Zum ersten Mal haben Forscher den seltensten Wal der Erde zu Gesicht bekommen: Im Norden Neuseeland strandeten gleich zwei Vertreter des Bahamonde-Schnabelwals (Mesoplodon traversii) – eine Mutter mit ihrem Kalb. Über diese rund fünf Meter große Walart war bisher so gut wie nichts bekannt, Biologen konnten nur aus Schädelfragmenten schließen, wie dieser Meeressäuger aussieht. Erst durch DNA-Analysen der gestrandeten Tiere stellte sich heraus, dass beide zu den Bahamonde-Schnabelwalen gehören müssen. Damit habe man jetzt erstmals eine genaue Beschreibung und Bilder dieser rätselhaften Art erstellen können, berichten die Forscher im Fachmagazin „Current Biology“. Der Fund der beiden Wale sei der erste Beleg, dass diese Art überhaupt noch existiere und erinnere wieder einmal daran, wie wenig man bis heute über das Leben in den Ozeanen wisse.

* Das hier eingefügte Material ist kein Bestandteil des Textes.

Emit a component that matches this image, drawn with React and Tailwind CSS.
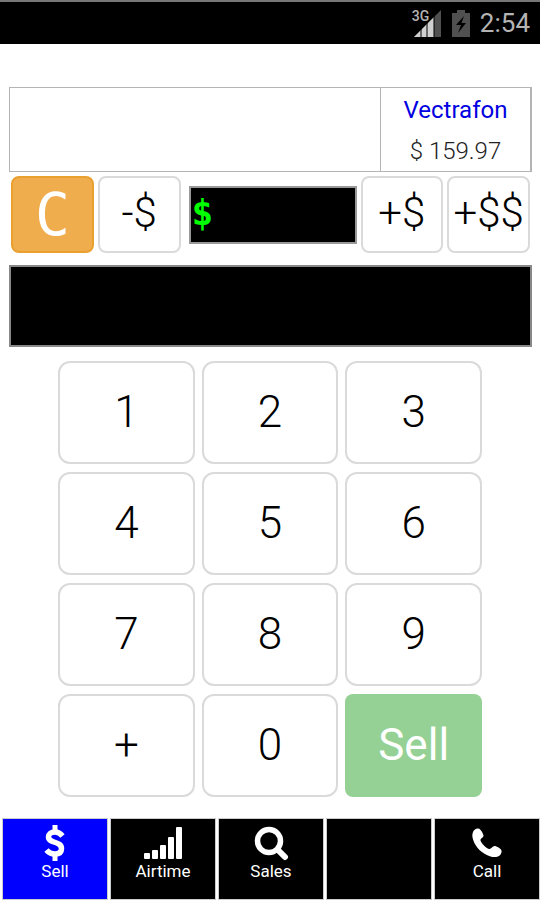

Über die gesamte Familie der Schnabelwale ist bisher nur wenig bekannt, obwohl es 21 Arten dieser Meeressäuger gibt“, erklären Kirsten Thompson von der University of Auckland und ihre Kollegen. Die Wale, deren schmale und langausgezogene Schnauze einem Vogelschnabel ähnelt, leben normalerweise auf hoher See, weit entfernt von den Küsten. Sie unternehmen lange Tauchgänge bis in Tiefen von mehr als 1.000 Meter, um ihre Beute, kleine Fische und Kalmare, zu erbeuten. An der Oberfläche hielten sich die Schnabelwale dagegen nur selten und kurz auf, sagen die Forscher.
Der Bahamonde-Schnabelwal sei der seltenste Vertreter dieser ohnehin schon wenig erforschten Walfamilie. Er gehöre zu den seltensten lebenden Säugetieren überhaupt. Alles was man bisher über diese Walart wisse, stamme von drei Schädelfragmenten, die in Neuseeland und Chile in den letzten 140 Jahren gefunden worden waren. „Dies ist nun das erste Mal, dass wir ein Tier dieser Art vollständig sehen“, sagt Studienleiterin Rochelle Constantine von der University of Auckland.
Biologen hielten Wale zunächst für eine andere Art
Gefunden wurden die tote Walmutter und ihr männliches Kalb bereits im Dezember 2010 am Opape Beach im Norden Neuseelands. „Nach der ersten Untersuchung wurden die beiden Tiere zunächst für Gray-Zweizahnwale gehalten, eine der am häufigsten in Neuseeland strandenden Schnabelwalarten“, berichten die Forscher. Es sei aber sehr schwierig, die einzelnen Schnabelwalarten allein aufgrund ihres Aussehens voneinander zu unterscheiden. Bei ausgewachsenen Männchen nutze man meist Form und Position der Zähne als Bestimmungsmerkmal. Bei Weibchen und Jungtieren wie in diesem Falle könne man dies aber nicht.
Um bei der Artzuordnung ganz sicher zu gehen, entnahmen die Forscher den Tieren daher Gewebeproben und analysierten zwei Abschnitte ihrer mitochondrialen DNA – dem Erbgutteil, der außerhalb des Zellkerns in den Kraftwerken der Zelle, den Mitochondrien gespeichert wird. Dabei habe sich gezeigt, dass es sich doch nicht um Gray-Zweizahnwale handeln konnte, sagen die Forscher. Stattdessen deuteten die DNA-Abfolgen darauf hin, dass es sich um Bahamonde-Schnabelwale handeln musste. „Wir waren so überrascht, dass wir die Analysen mehrfach wiederholten, bevor wir anderen davon erzählten“, sagt Constantine. Das Ergebnis zeige damit auch, wie hilfreich genetische Analysen seien, um Arten genau zu bestimmen (doi:10.1016/j.cub.2012.08.055).